Thomas Preibisch, Yong -Cheol Kim, Fabio Favata, Eric D. Feigelson, Ettore Flaccomio, Konstantin Getman, Giusi Micela, Salvatore Sciortino, Keivan Stassun, Beate Stelzer, Hans Zinnecker

The Origin of T Tauri X-ray Emission: New Insights from the Chandra Orion Ultradeep Project

Astrophysical Journal Supplements, COUP Special Issue, 160, 401-422 (2005)


Abstract.
The Chandra Orion Ultradeep Project (COUP) provides the most comprehensive dataset ever acquired on the X-ray emission of pre-main sequence stars. In this paper, we study the nearly 600 X-ray sources that can be reliably identified with optically well characterized T Tauri stars (TTS) in the Orion Nebula Cluster. With a detection limit of $L_{\rm X,min} \sim 10^{27.3}$~erg/sec for lightly absorbed sources, we detect X-ray emission from more than 97\% of the optically visible late-type (spectral types F to M) cluster stars. This proofs that there is no ``X-ray quiet'' population of late-type stars with suppressed magnetic activity. We use this exceptional optical, infrared, and X-ray data set to study the dependencies of the X-ray properties on other stellar parameters.
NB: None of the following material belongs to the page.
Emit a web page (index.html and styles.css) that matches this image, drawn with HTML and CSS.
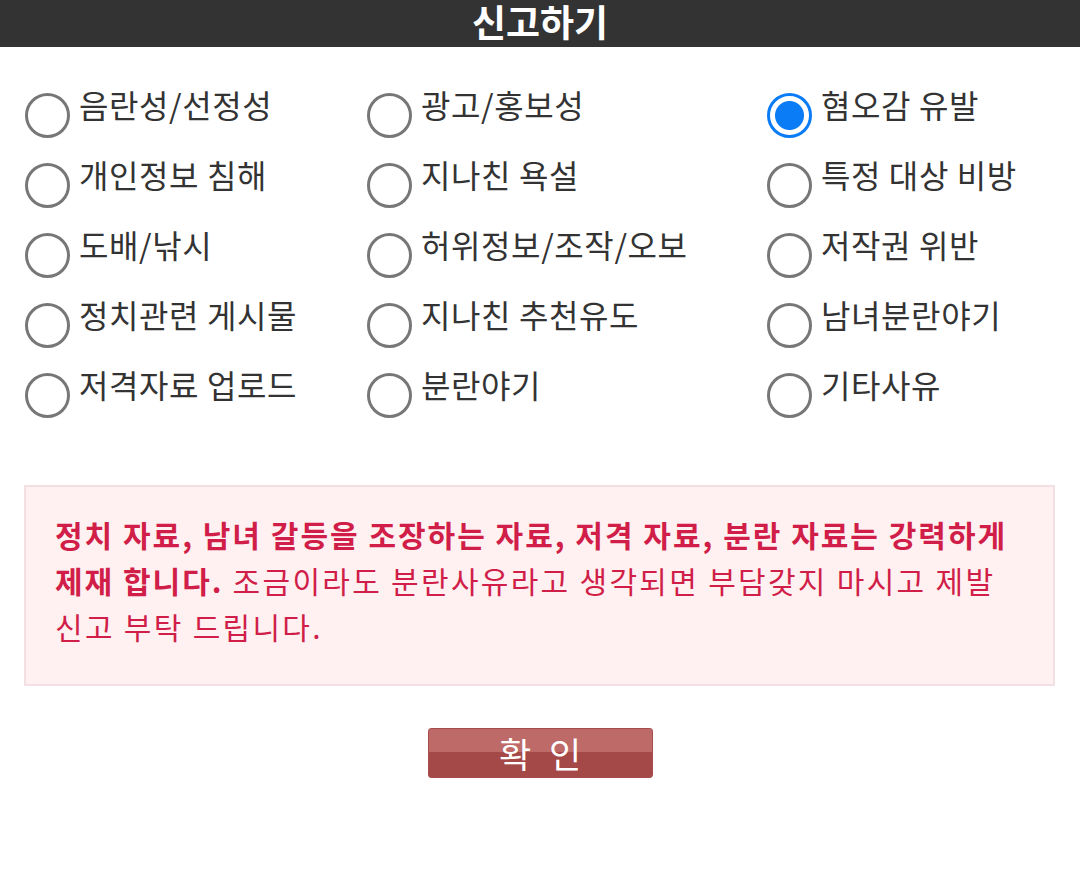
FILE: index.html
```html
<html>
<head>
    <meta charset="utf-8">
    <title>신고하기</title>
    <link rel="stylesheet" href="styles.css">
</head>
<body>
    <div class="header">신고하기</div>

    <form class="report-form">
    <div class="reason-grid">
        <label class="reason"><input type="radio" name="reason"><span>음란성/선정성</span></label>
        <label class="reason"><input type="radio" name="reason"><span>광고/홍보성</span></label>
        <label class="reason"><input type="radio" name="reason" checked><span>혐오감 유발</span></label>

        <label class="reason"><input type="radio" name="reason"><span>개인정보 침해</span></label>
        <label class="reason"><input type="radio" name="reason"><span>지나친 욕설</span></label>
        <label class="reason"><input type="radio" name="reason"><span>특정 대상 비방</span></label>

        <label class="reason"><input type="radio" name="reason"><span>도배/낚시</span></label>
        <label class="reason"><input type="radio" name="reason"><span>허위정보/조작/오보</span></label>
        <label class="reason"><input type="radio" name="reason"><span>저작권 위반</span></label>

        <label class="reason"><input type="radio" name="reason"><span>정치관련 게시물</span></label>
        <label class="reason"><input type="radio" name="reason"><span>지나친 추천유도</span></label>
        <label class="reason"><input type="radio" name="reason"><span>남녀분란야기</span></label>

        <label class="reason"><input type="radio" name="reason"><span>저격자료 업로드</span></label>
        <label class="reason"><input type="radio" name="reason"><span>분란야기</span></label>
        <label class="reason"><input type="radio" name="reason"><span>기타사유</span></label>
    </div>

    <div class="notice">
        <b>정치 자료, 남녀 갈등을 조장하는 자료, 저격 자료, 분란 자료는 강력하게 제재 합니다.</b> 조금이라도 분란사유라고 생각되면 부담갖지 마시고 제발 신고 부탁 드립니다.
    </div>

    <div class="actions">
        <button type="button" class="btn-ok">확 인</button>
    </div>
    </form>
</body>
</html>
```

FILE: styles.css
```css
body {
    margin: 0;
    background: #fff;
    font-family: "Noto Sans CJK KR", "Noto Sans", sans-serif;
    color: #333;
}

.header {
    height: 47px;
    line-height: 42px;
    background: #333;
    color: #fff;
    font-size: 37px;
    font-weight: bold;
    text-align: center;
}

/* radio list */
.reason-grid {
    display: grid;
    grid-template-columns: 342px 400px 1fr;
    grid-auto-rows: 70px;
    padding: 43px 0 0 25px;
}

.reason {
    display: flex;
    align-items: flex-start;
    gap: 9px;
    font-size: 32px;
    line-height: 32px;
    letter-spacing: 0.6px;
    cursor: pointer;
}

.reason input {
    appearance: none;
    -webkit-appearance: none;
    flex: none;
    width: 45px;
    height: 45px;
    margin: 3px 0 0 0;
    border: 3px solid #777;
    border-radius: 50%;
    background: #fff;
}

.reason input:checked {
    border-color: #0a7cf5;
    background: radial-gradient(circle, #0a7cf5 0, #0a7cf5 14px, #fff 15px);
}

.reason span {
    white-space: nowrap;
    margin-top: -2px;
}

/* warning box */
.notice {
    margin: 45px 25px 0 24px;
    padding: 24px 28px 35px 29px;
    background: #fff0f2;
    border: 2px solid #f3e0e4;
    color: #d01e48;
    font-size: 30px;
    line-height: 46px;
    letter-spacing: 2.3px;
}

.notice b {
    font-weight: bold;
    letter-spacing: 2px;
}

.actions {
    display: flex;
    justify-content: center;
    margin-top: 42px;
}

.btn-ok {
    width: 225px;
    height: 50px;
    padding: 0;
    border: 1px solid #a84d4d;
    border-radius: 3px;
    background: linear-gradient(#be6a69 0, #be6a69 48%, #a54848 48%, #a54848 100%);
    color: #fff;
    font-family: "Noto Sans CJK KR", sans-serif;
    font-size: 35px;
    line-height: 46px;
    letter-spacing: 5px;
    text-indent: 5px;
    cursor: pointer;
}
```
All TTS with known rotation periods lie in the saturated or super-saturated regime of the relation between activity and Rossby numbers seen for main-sequence (MS) stars, but the TTS show a much larger scatter in X-ray activity than seen for the MS stars. Strong near-linear relations between X-ray luminosities, bolometric luminosities and mass are present. We also find that the fractional X-ray luminosity $L_{\rm X}/L_{\rm bol}$ rises slowly with mass over the $0.1 - 2\,M_\odot$ range. The plasma temperatures determined from the X-ray spectra of the TTS are much hotter than in MS stars, but seem to follow a general solar-stellar correlation between plasma temperature and activity level. The scatter about the relations between X-ray activity and stellar parameters is larger than the expected effects of X-ray variability, uncertainties in the variables, and unresolved binaries. This large scatter seems to be related to the influence of accretion on the X-ray emission. While the X-ray activity of the non-accreting TTS is consistent with that of rapidly rotating MS stars, the accreting stars are less X-ray active (by a factor of $\sim 2-3$ on average) and produce much less well defined correlations than the non-accretors. We discuss possible reasons for the suppression of X-ray emission by accretion and the implications of our findings on long-standing questions related to the origin of the X-ray emission from young stars, considering in particular the location of the X-ray emitting structures and inferences for pre-main-sequence magnetic dynamos.